The ones that are questions frequently represent instances of the continuum fallacy: you said X is true. Well actually I’ve found an edge case where X isn’t true, therefore X is never true. No. Politely point out the fallacious reasoning, move on to another question. The biggest mistake I make in handling Q&A is letting people argue the toss over questions like these. Again, the rest of the audience is learning nothing from a pointless to and fro; and there are more of them than the two of you having the discussion.
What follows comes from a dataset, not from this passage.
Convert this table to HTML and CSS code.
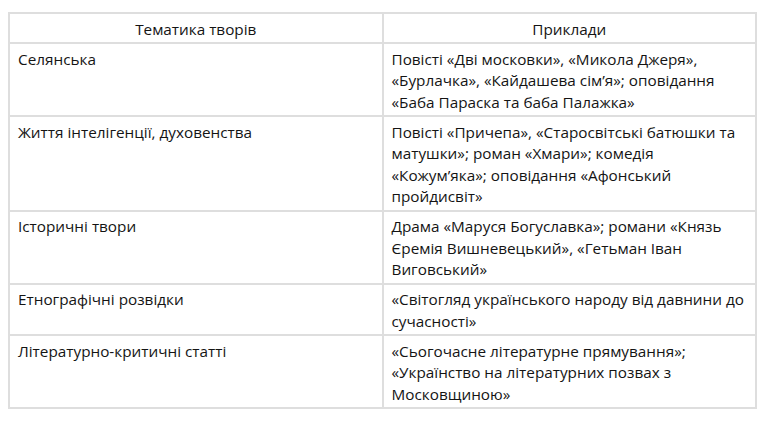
FILE: index.html
```html
<!DOCTYPE html>
<html lang="uk">
<head>
<meta charset="utf-8">
<title>Тематика творів</title>
<link rel="stylesheet" href="styles.css">
</head>
<body>
<table class="works">
  <thead>
    <tr><th>Тематика творів</th><th>Приклади</th></tr>
  </thead>
  <tbody>
    <tr><td>Селянська</td><td>Повісті «Дві московки», «Микола Джеря», «Бурлачка», «Кайдашева сім’я»; оповідання «Баба Параска та баба Палажка»</td></tr>
    <tr><td>Життя інтелігенції, духовенства</td><td>Повісті «Причепа», «Старосвітські батюшки та матушки»; роман «Хмари»; комедія «Кожум’яка»; оповідання «Афонський пройдисвіт»</td></tr>
    <tr><td>Історичні твори</td><td>Драма «Маруся Богуславка»; романи «Князь Єремія Вишневецький», «Гетьман Іван Виговський»</td></tr>
    <tr><td>Етнографічні розвідки</td><td>«Світогляд українського народу від давнини до сучасності»</td></tr>
    <tr><td>Літературно-критичні статті</td><td>«Сьогочасне літературне прямування»; «Українство на літературних позвах з Московщиною»</td></tr>
  </tbody>
</table>
</body>
</html>
```
FILE: styles.css
```css
html, body {
  margin: 0;
  background: #ffffff;
}
body {
  padding: 12px 12px 0 8px;
  font-family: "Open Sans", "Noto Sans", sans-serif;
  font-size: 15.3px;
  line-height: 21.5px;
  color: #141414;
}
.works {
  width: 749px;
  border-collapse: collapse;
  table-layout: fixed;
}
.works th,
.works td {
  border: 2px solid #dedede;
  padding: 4.5px 8px 2px 8px;
  vertical-align: top;
  text-align: left;
  font-weight: normal;
}
.works th {
  text-align: center;
}
```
- set expectations on questions at the beginning, e.g. "I'll take questions at the end" or "interruptions welcome". "No questions" is hard to get the conference organisers to agree with (though would probably help a lot of nervous speakers)—filibustering sometimes works but is apparently rude :) - you're effectively chairing a discussion you're also involved in, so don't be afraid of setting topic boundaries. The q&a has to be valuable to the audience.